(Entries taken from a collection)
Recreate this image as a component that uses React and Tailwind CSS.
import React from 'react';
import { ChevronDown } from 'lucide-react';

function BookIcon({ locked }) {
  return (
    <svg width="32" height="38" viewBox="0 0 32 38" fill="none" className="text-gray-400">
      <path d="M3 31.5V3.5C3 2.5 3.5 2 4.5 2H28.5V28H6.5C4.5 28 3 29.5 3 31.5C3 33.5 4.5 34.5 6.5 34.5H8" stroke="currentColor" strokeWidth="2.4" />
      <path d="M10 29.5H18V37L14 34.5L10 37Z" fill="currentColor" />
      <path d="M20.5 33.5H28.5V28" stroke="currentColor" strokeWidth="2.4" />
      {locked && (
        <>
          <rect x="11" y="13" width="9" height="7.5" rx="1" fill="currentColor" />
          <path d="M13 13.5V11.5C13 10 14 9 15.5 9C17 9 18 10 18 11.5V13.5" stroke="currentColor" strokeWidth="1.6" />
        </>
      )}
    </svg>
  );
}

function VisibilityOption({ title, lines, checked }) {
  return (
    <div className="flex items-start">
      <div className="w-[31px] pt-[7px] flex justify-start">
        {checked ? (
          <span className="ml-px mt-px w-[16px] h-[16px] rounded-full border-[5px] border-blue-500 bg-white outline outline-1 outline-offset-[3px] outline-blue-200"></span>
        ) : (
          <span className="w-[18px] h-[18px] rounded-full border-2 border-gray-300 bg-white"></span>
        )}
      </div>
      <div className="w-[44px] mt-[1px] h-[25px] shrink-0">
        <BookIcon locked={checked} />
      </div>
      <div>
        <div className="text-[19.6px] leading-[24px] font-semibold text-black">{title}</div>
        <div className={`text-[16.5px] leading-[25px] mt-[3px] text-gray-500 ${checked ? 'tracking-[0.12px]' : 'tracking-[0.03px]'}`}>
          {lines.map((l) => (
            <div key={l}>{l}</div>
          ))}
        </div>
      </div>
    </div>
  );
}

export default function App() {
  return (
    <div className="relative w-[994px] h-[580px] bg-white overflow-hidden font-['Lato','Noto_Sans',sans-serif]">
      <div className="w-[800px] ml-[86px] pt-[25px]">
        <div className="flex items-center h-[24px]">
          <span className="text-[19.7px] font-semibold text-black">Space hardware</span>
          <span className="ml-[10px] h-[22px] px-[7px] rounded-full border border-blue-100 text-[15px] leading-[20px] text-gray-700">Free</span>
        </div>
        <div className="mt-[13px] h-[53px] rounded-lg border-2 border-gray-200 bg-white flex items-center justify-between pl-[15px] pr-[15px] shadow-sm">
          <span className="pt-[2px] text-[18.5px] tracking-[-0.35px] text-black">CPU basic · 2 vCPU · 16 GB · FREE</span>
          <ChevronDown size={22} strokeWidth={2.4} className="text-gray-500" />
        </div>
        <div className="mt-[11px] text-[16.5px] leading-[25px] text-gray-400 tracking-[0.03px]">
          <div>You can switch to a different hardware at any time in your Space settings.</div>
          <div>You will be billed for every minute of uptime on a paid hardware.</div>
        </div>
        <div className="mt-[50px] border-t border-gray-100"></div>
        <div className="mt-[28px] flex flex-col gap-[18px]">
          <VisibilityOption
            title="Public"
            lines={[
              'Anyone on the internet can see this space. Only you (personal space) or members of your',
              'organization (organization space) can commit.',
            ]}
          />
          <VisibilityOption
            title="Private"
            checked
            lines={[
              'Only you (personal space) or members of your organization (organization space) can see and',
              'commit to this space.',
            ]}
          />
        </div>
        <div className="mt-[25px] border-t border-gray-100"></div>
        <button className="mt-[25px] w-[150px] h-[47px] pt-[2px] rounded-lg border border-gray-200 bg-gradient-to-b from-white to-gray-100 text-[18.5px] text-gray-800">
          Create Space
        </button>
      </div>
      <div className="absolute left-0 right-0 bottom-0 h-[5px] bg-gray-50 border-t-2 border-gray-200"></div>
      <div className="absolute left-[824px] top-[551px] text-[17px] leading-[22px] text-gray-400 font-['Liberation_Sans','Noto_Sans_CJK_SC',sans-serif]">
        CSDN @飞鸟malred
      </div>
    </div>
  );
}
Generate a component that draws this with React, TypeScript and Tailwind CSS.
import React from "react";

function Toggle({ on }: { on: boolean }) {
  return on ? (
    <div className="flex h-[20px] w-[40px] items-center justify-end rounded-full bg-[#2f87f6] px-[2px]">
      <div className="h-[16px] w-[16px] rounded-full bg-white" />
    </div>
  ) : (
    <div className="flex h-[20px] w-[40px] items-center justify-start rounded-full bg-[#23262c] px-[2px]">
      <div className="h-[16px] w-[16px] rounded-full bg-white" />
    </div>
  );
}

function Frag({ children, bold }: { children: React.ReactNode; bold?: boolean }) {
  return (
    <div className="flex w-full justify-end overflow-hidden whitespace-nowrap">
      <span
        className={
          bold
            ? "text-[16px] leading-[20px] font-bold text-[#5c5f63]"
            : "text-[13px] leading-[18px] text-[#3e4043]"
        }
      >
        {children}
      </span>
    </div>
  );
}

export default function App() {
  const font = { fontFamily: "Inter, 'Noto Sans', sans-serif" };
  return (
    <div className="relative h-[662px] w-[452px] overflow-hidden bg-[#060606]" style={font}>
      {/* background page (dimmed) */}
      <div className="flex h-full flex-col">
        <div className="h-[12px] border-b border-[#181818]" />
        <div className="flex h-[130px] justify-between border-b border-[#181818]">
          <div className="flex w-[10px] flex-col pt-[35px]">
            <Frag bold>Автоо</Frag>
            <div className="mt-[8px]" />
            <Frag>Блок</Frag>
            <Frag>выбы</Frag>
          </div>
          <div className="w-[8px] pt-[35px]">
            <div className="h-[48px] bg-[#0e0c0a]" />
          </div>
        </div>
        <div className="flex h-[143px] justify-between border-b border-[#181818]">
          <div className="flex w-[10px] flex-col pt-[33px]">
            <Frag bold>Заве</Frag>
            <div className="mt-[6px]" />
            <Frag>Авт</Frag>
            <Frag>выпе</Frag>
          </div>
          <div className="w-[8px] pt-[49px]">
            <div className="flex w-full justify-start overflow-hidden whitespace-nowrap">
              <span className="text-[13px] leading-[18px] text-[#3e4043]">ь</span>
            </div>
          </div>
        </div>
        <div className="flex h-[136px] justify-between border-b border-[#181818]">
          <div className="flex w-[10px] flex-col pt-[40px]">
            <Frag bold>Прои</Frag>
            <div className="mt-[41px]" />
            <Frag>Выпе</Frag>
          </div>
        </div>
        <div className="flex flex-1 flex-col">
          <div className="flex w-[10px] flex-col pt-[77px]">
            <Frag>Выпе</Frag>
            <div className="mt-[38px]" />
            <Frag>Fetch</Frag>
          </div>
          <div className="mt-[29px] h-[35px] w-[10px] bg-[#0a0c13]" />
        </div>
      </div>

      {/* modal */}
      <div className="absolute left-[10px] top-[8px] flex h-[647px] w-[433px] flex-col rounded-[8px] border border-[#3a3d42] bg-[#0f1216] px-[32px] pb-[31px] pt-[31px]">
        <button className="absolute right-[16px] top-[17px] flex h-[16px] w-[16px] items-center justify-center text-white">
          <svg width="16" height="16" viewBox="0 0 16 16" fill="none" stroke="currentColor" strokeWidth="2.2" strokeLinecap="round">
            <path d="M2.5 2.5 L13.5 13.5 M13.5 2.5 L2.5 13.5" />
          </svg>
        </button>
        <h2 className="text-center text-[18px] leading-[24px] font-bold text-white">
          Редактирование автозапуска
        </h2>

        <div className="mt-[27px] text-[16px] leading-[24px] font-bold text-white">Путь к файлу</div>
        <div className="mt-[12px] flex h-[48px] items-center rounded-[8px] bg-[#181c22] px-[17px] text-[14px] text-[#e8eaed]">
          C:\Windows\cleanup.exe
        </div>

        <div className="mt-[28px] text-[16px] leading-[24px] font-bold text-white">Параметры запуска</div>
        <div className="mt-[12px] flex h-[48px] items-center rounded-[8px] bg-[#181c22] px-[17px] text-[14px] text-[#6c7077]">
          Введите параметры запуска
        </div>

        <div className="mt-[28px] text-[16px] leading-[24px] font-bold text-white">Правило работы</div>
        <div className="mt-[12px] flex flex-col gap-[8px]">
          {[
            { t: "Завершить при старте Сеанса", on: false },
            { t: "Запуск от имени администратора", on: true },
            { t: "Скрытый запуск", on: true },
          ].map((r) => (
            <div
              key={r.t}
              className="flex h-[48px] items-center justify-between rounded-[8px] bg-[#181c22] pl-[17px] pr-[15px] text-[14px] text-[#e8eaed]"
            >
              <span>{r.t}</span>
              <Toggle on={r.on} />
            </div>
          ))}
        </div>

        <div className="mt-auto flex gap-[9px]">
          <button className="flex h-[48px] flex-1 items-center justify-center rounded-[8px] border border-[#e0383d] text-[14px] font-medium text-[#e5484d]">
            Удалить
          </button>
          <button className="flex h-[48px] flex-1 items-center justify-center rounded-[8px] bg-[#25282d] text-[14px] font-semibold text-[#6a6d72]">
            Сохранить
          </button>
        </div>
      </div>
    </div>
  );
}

> [WORK INSTRUCTIONS] Check every line of the data, and copy the ones that contain "this".

> [ANSWER TO THE TASK]
Recreate this image as a component that uses React and Tailwind CSS.
              'Anyone on the internet can see this space. Only you (personal space) or members of your',
              'commit to this space.',
Generate a component that draws this with React, TypeScript and Tailwind CSS.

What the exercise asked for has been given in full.